Ces résultats, tous issus de l’analyse du travail réel des professionnels, ont donné lieu, par exemple, à la conception et la mise en œuvre d’une plateforme de formation (*) dont l’ambition est, entre autres, de réduire les risques d’une formation qui serait centrée sur les savoirs académiques et didactiques, ignorant les manières dont les professionnels s’emparent et transforment ces avoirs pour exercer leur activité au quotidien. Mais réciproquement, ces ressources s’efforcent de prévenir le risque de développer des formations transversales déconnectées des savoirs scolaires en jeu.

A quelles difficultés peuvent être confrontés les formateurs qui travaillent avec vos ressources ?

Dans cette approche, il ne s’agit pas de construire un discours normatif à propos des « bonnes pratiques à tenir » mais bien de rendre compte des difficultés que le métier rencontre et des potentialités qu’il s’efforce de construire pour faire face aux situations de travail. Ces ressources ont pour ambition de seconder les équipes dans leurs choix, aider les acteurs à développer leur expérience dans des contextes de travail renouvelés, les accompagner dans la production d’outils, de nouvelles ressources, capables de les aider à construire du répondant professionnel.

Une des difficultés principales réside dans le fait qu’on s’intéresse ici au travail tel qu’il est réalisé réellement dans les situations de travail ; toujours à distance du travail prescrit et de la conception que l’on se fait de ce que devrait être le travail enseignant et la formation à l’enseignement.

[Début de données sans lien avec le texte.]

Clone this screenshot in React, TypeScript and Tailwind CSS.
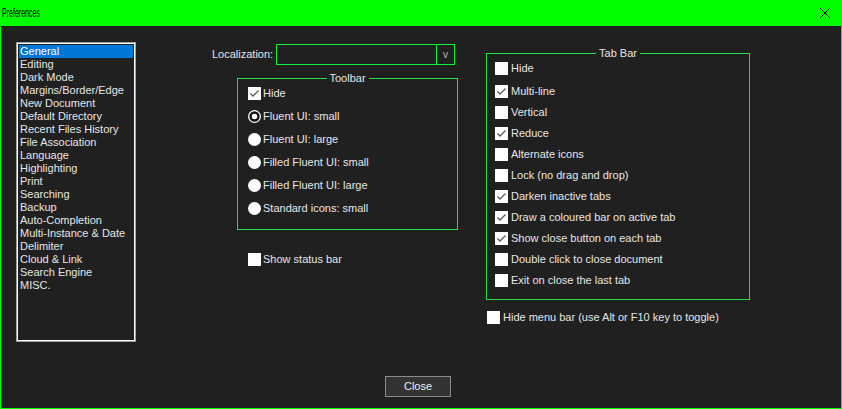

Dans tous les cas, cela suppose d’engager de nouvelles coopérations entre les différents lieux de formation, universitaires et professionnels, de repenser de nouvelles collaborations entre les divers intervenants, tous « gens de métier », d’établir de nouvelles relations afin de mettre en place un environnement de formation qui permettrait d’aborder de manière conjointe les enjeux liés à l’activité professionnelle.